Et pour y arriver, plaide la défense, il faut regarder tout le tableau, ne pas se limiter, ne pas simplifier. Guy Turcotte aimait ses enfants plus que tout, et c'était un bon père. Rien ne laissait présager ce qui allait arriver. Isabelle Gaston ne s'en est pas doutée un seul instant, elle l'a admis lors de son témoignage. Ils étaient séparés depuis peu, il y avait des tensions, mais ils devaient aller en médiation. Le fameux vendredi, quand il a su qu'elle avait fait changer les serrures et qu'il lui a dit: tu veux la guerre tu vas l'avoir, elle a pensé qu'il pourrait se venger en «loadant» les cartes de crédit. Jamais en faisant du mal aux enfants. 

«La Couronne va dire qu'il s'est vengé de sa femme en poignardant les enfants! Voici les gestes d'un homme qui s'est rendu compte de la souffrance de ses enfants, et qui a continué, a tonné Me Poupart. La défense va vous dire que c'est le fait d'une personne qui était non responsable à cause de son état mental. Et la raison va vous dire que ce sont les gestes d'une personne malade.»
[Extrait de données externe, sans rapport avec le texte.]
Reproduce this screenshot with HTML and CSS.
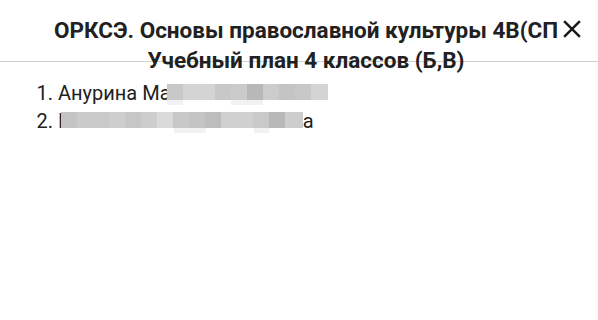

Me Poupart reprend presque tous les témoignages un à un pour faire ressortir ce qu'il juge important. Il poursuivra sa plaidoirie jeudi. M. Turcotte est accusé des meurtres prémédités de ses enfants. Il a présenté une défense de non-responsabilité pour troubles mentaux. Les psychiatres s'entendent pour dire qu'il souffrait d'un trouble d'adaptation avec humeur dépressive au moment des faits. Ils ne s'entendent pas sur la responsabilité mentale de M. Turcotte.